* What the task requires
Leaving out the pictures, retype the lines from the beginning of the listing through the line containing "mt-[60px] text-[18.5px] font-bold".

* Data extract
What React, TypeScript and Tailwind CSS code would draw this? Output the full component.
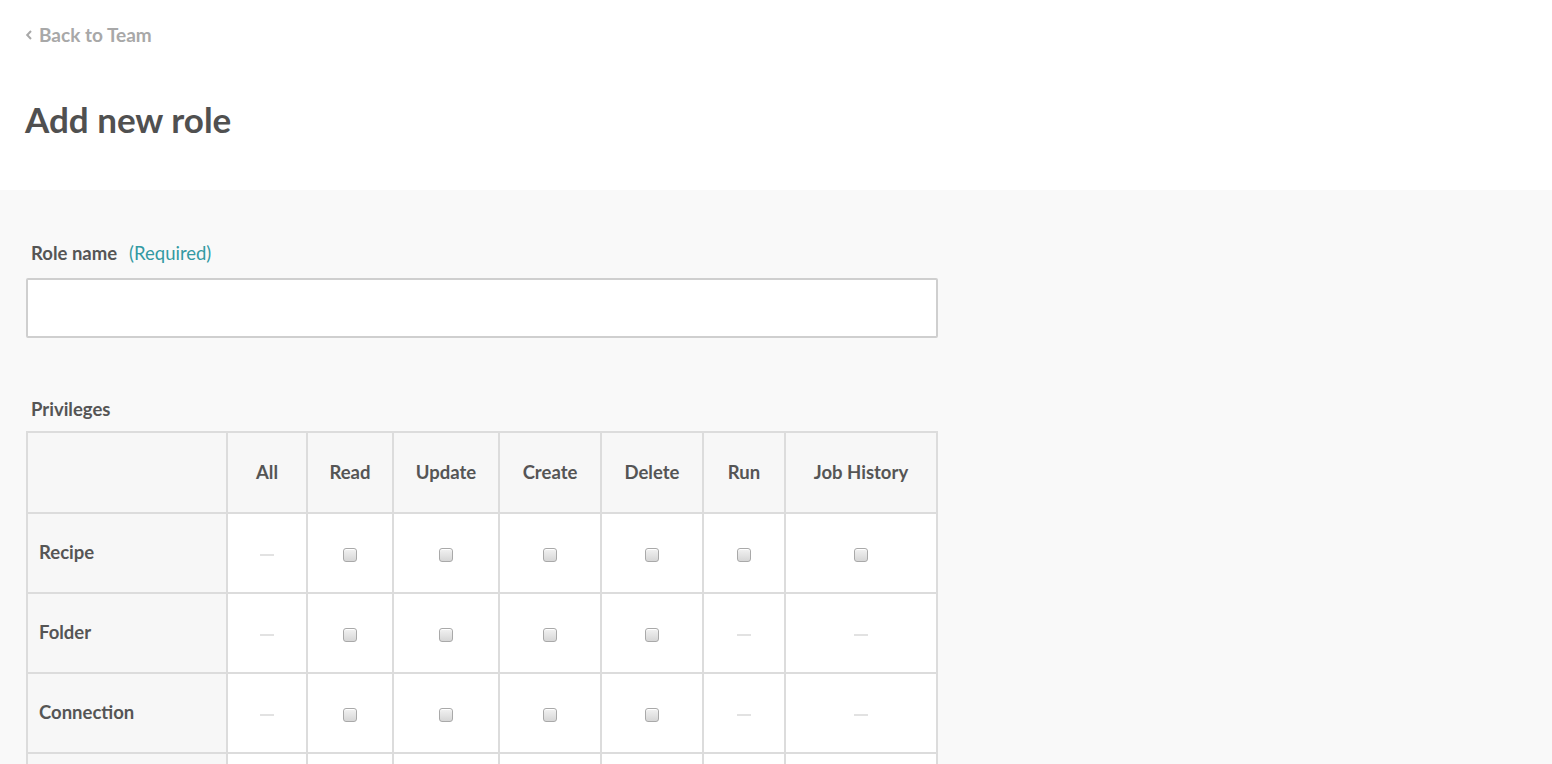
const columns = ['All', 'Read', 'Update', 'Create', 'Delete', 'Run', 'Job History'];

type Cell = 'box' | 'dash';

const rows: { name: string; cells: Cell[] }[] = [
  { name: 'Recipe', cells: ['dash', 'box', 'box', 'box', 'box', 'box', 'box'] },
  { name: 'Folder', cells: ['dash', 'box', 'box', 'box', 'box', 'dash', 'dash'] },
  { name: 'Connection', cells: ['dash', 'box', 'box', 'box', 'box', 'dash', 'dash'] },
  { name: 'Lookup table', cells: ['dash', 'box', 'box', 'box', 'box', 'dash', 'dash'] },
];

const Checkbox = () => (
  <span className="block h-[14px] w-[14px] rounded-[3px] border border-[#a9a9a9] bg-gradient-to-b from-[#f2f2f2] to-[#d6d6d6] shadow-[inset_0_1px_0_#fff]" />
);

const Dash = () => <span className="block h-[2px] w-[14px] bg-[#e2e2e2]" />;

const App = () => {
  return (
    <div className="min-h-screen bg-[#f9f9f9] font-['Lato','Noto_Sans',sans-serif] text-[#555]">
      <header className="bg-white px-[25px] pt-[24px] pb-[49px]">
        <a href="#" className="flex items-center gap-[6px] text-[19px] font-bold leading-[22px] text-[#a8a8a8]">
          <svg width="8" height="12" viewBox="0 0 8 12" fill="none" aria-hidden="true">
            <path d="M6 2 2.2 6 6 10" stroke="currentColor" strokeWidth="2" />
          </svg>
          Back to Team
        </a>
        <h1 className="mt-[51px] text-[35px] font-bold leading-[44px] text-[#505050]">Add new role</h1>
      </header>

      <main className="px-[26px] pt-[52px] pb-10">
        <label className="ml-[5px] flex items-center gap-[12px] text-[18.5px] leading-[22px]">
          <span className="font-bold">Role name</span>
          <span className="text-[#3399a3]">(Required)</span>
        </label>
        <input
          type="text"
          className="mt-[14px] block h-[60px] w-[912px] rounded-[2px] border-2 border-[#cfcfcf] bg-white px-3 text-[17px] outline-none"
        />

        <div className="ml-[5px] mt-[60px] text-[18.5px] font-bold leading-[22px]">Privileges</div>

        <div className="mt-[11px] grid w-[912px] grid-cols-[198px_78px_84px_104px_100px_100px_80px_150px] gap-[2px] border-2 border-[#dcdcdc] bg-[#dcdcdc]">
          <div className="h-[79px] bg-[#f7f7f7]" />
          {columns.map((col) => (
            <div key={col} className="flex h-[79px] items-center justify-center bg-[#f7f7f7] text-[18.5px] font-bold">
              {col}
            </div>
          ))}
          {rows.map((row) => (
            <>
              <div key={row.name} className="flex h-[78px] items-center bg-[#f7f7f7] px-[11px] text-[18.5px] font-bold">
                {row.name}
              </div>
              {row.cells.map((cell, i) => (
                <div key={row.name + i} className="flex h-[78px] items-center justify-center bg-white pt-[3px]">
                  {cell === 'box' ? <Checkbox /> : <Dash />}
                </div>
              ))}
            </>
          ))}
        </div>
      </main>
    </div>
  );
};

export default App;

* Full answer
What React, TypeScript and Tailwind CSS code would draw this? Output the full component.
const columns = ['All', 'Read', 'Update', 'Create', 'Delete', 'Run', 'Job History'];

type Cell = 'box' | 'dash';

const rows: { name: string; cells: Cell[] }[] = [
  { name: 'Recipe', cells: ['dash', 'box', 'box', 'box', 'box', 'box', 'box'] },
  { name: 'Folder', cells: ['dash', 'box', 'box', 'box', 'box', 'dash', 'dash'] },
  { name: 'Connection', cells: ['dash', 'box', 'box', 'box', 'box', 'dash', 'dash'] },
  { name: 'Lookup table', cells: ['dash', 'box', 'box', 'box', 'box', 'dash', 'dash'] },
];

const Checkbox = () => (
  <span className="block h-[14px] w-[14px] rounded-[3px] border border-[#a9a9a9] bg-gradient-to-b from-[#f2f2f2] to-[#d6d6d6] shadow-[inset_0_1px_0_#fff]" />
);

const Dash = () => <span className="block h-[2px] w-[14px] bg-[#e2e2e2]" />;

const App = () => {
  return (
    <div className="min-h-screen bg-[#f9f9f9] font-['Lato','Noto_Sans',sans-serif] text-[#555]">
      <header className="bg-white px-[25px] pt-[24px] pb-[49px]">
        <a href="#" className="flex items-center gap-[6px] text-[19px] font-bold leading-[22px] text-[#a8a8a8]">
          <svg width="8" height="12" viewBox="0 0 8 12" fill="none" aria-hidden="true">
            <path d="M6 2 2.2 6 6 10" stroke="currentColor" strokeWidth="2" />
          </svg>
          Back to Team
        </a>
        <h1 className="mt-[51px] text-[35px] font-bold leading-[44px] text-[#505050]">Add new role</h1>
      </header>

      <main className="px-[26px] pt-[52px] pb-10">
        <label className="ml-[5px] flex items-center gap-[12px] text-[18.5px] leading-[22px]">
          <span className="font-bold">Role name</span>
          <span className="text-[#3399a3]">(Required)</span>
        </label>
        <input
          type="text"
          className="mt-[14px] block h-[60px] w-[912px] rounded-[2px] border-2 border-[#cfcfcf] bg-white px-3 text-[17px] outline-none"
        />

        <div className="ml-[5px] mt-[60px] text-[18.5px] font-bold leading-[22px]">Privileges</div>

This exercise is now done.